Industrial Growth Moderates
- Industrial rents will continue to be driven up by strong levels of demand as well as from the influx of new builds that command higher asking rents due to increased construction costs.
- For the highly desired big box segment, available space remains scarce and will come at a premium. Despite a record 46.4 million sq. ft. of new supply expected to deliver in 2023, the industrial market will remain undersupplied relative to demand.
- Robust pre-leasing activity and a conservative approach to construction in Canada means the national availability rate is forecast to only rise modestly by 40 bps to 2.0% in 2023. Industrial construction starts are expected to ease in 2023 as markets across Canada work through their existing development pipelines.
- Speculative construction may also become less viable amid elevated financing and construction costs, in addition to rising capitalization rates.
Multifamily Stays Strong
- Growing demand for multifamily rental compressed the overall vacancy rate in Canada to a 20-year low of 2.0% in 2022. Elevated demand levels will continue to persist and drive vacancy even lower in 2023, led by higher immigration targets.
- Rising office attendance is also driving increased demand for urban rental product as workers returning to the office look to minimize commute times.
- A continued supply-demand imbalance is expected to push multifamily rents higher in 2023, with rent growth forecast to remain largely in line with last year’s record pace.
Brick and Mortar Retail is Resurgent
- More half of the 30 top performing regional shopping malls in Canada are undergoing redevelopment, which will add thousands of residential units to these properties.
- Revenge shopping has started to cool and is anticipated to slow further in the year ahead.
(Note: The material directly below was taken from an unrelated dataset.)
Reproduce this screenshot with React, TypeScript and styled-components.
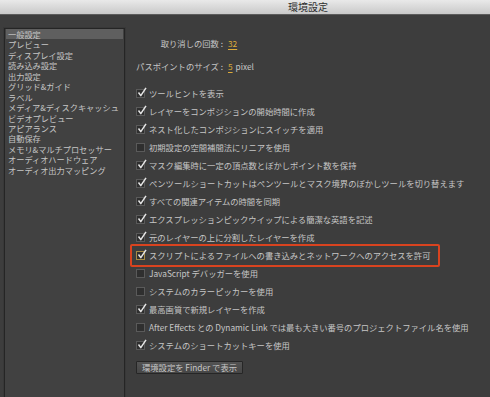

Inflation and elevated interest rates have constrained wallets and led to a more cautious consumer in 2023.
- Changing behaviours will redefine new growth opportunities for retailers, especially among the value category, as consumers become more cost-conscious. Brands will need to differentiate their products or provide a higher quality of service in the year ahead to capture consumer attention and dollars.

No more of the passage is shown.